Question

If the internal energy of a thermodynamic system is increased by \(300 . \mathrm{J}\) while 75 \(\mathrm{J}\) of expansion work is done, how much heat was transferred and in which direction, to or from the system?

Short answer

In this thermodynamic process, 375 J of heat was transferred to the system.

Step-by-step solution

Identify the known and unknown variables

We are given: 1. The increase in internal energy, ∆U = 300 J 2. Work done by the system, W = 75 J We need to find the heat transferred, Q, and its direction (to or from the system).

Write down the equation for the first law of thermodynamics

The first law of thermodynamics for a closed system can be stated as: ∆U = Q - W where ∆U is the change in internal energy, Q is the heat transferred, and W is the work done by the system.

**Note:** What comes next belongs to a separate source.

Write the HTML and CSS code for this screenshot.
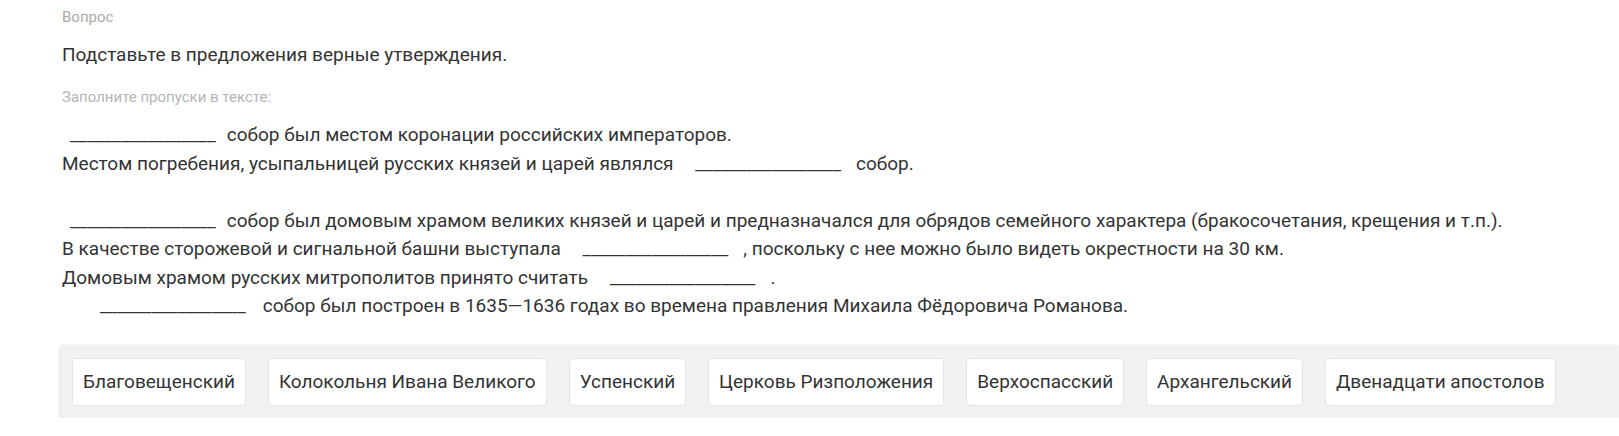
FILE: index.html
```html
<!DOCTYPE html>
<html lang="ru">

<head>
    <meta charset="UTF-8">
    <title>Вопрос</title>
    <link rel="stylesheet" href="styles.css">
</head>

<body>
    <section class="question">
        <div class="label">Вопрос</div>
        <div class="title">Подставьте в предложения верные утверждения.</div>
        <div class="hint">Заполните пропуски в тексте:</div>

        <!-- текст с пропусками -->
        <div class="text">
            <div class="line"><span class="gap first">_________________</span> собор был местом коронации российских императоров.</div>
            <div class="line">Местом погребения, усыпальницей русских князей и царей являлся <span class="gap">_________________</span> собор.</div>
            <div class="line empty"></div>
            <div class="line"><span class="gap first">_________________</span> собор был домовым храмом великих князей и царей и предназначался для обрядов семейного характера (бракосочетания, крещения и т.п.).</div>
            <div class="line">В качестве сторожевой и сигнальной башни выступала <span class="gap">_________________</span> , поскольку с нее можно было видеть окрестности на 30 км.</div>
            <div class="line">Домовым храмом русских митрополитов принято считать <span class="gap">_________________</span> .</div>
            <div class="line"><span class="gap indent">_________________</span> собор был построен в 1635—1636 годах во времена правления Михаила Фёдоровича Романова.</div>
        </div>

        <!-- варианты ответов -->
        <div class="answers">
            <span class="answer">Благовещенский</span>
            <span class="answer">Колокольня Ивана Великого</span>
            <span class="answer">Успенский</span>
            <span class="answer">Церковь Ризположения</span>
            <span class="answer">Верхоспасский</span>
            <span class="answer">Архангельский</span>
            <span class="answer">Двенадцати апостолов</span>
        </div>
    </section>
</body>

</html>
```

FILE: styles.css
```css
body {
    margin: 0;
    font-family: Roboto, "Liberation Sans", sans-serif;
    color: #333;
    background: #fff;
}

.question {
    padding: 7px 0 0 62px;
}

.question .label {
    font-size: 15px;
    color: #aaa;
    line-height: 20px;
}

.question .title {
    margin-top: 16px;
    font-size: 19px;
    line-height: 24px;
    color: #333;
}

.question .hint {
    margin-top: 20px;
    font-size: 15px;
    color: #b5b5b5;
    line-height: 20px;
}

.question .text {
    margin-top: 14px;
    font-size: 19px;
}

.question .line {
    line-height: 28.5px;
    height: 28.5px;
    white-space: nowrap;
}

/* пропуск */
.question .gap {
    display: inline-block;
    vertical-align: top;
    width: 146px;
    margin: 0 10px 0 17px;
    color: #333;
}

.question .gap.first {
    margin-left: 8px;
    margin-right: 6px;
}

.question .gap.indent {
    margin-left: 38px;
    margin-right: 12px;
}

.answers {
    margin-top: 25px;
    margin-left: -1px;
    display: flex;
    gap: 22px;
    padding: 12px 11px;
    background: #f2f2f2;
    box-shadow: 0 1px 4px rgba(0, 0, 0, 0.22);
}

.answer {
    display: block;
    height: 46px;
    line-height: 46px;
    padding: 0 10px;
    background: #fff;
    border: 1px solid #e4e4e4;
    border-radius: 4px;
    font-size: 19px;
    color: #333;
}
```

Substitute the known values and find Q

Now we can substitute the given values into the equation: \(300 \text{ J} = Q - 75 \text{ J}\) To solve for Q, add 75 J to both sides of the equation: \(Q = 300 \text{ J} + 75 \text{ J}\)

Calculate the heat transferred and determine its direction

Do the arithmetic to find the value of Q: \(Q = 375 \text{ J}\) The sign of Q is positive, which indicates that heat was transferred to the system. If Q was negative, that would mean heat was transferred from the system.

Final Answer

In this thermodynamic process, 375 J of heat was transferred to the system.

Key concepts

Understanding Internal Energy

Internal energy is a fundamental concept in thermodynamics that represents the total energy contained within a system. It consists of microscopic components such as the kinetic and potential energies of atoms and molecules.
When we talk about a system's internal energy change, we denote it as \( \Delta U \). This change can occur due to heat added to or removed from the system, or work done on or by the system.

• An increase in internal energy usually means that the system absorbed energy, like in our exercise where \( \Delta U = 300 \, \mathrm{J} \).
• A decrease means that the system released energy.

Internal energy is crucial because it sums up various energy forms in a system, helping in analyzing processes under the first law of thermodynamics.

The Role of Heat Transfer

Heat transfer refers to the movement of thermal energy from one system or body to another due to a temperature difference. It's one of the key ways energy is exchanged in thermodynamics.
Heat transferred is denoted by \( Q \). In our exercise, we needed to find \( Q \) to determine how energy shifted in and out of the system.
Here's a quick briefing on its direction:

• If \( Q \) is positive, heat has been transferred to the system.
• If \( Q \) is negative, it has been transferred from the system.

In the context of our problem, we found \( Q = 375 \, \mathrm{J} \), indicating that heat was transferred into the system, further increasing its internal energy.

Work Done on or by the System

Work done is another pivotal component of energy change in thermodynamics. In layman's terms, it's energy exerted when a force causes displacement. In thermodynamic processes, this often relates to expansion or compression work.
Work done (\( W \)) can be positive or negative:

• When the system does work on its surroundings, \( W \) is considered positive, like the 75 J in our example.
• If work is done on the system, \( W \) is negative.

Knowing whether the work done is positive or negative helps determine how energy transfers influence a system, as well as understanding energy conservation under the first law of thermodynamics. For our step-by-step problem, understanding work done helped deduce the heat (\( Q \)) transferred within the system.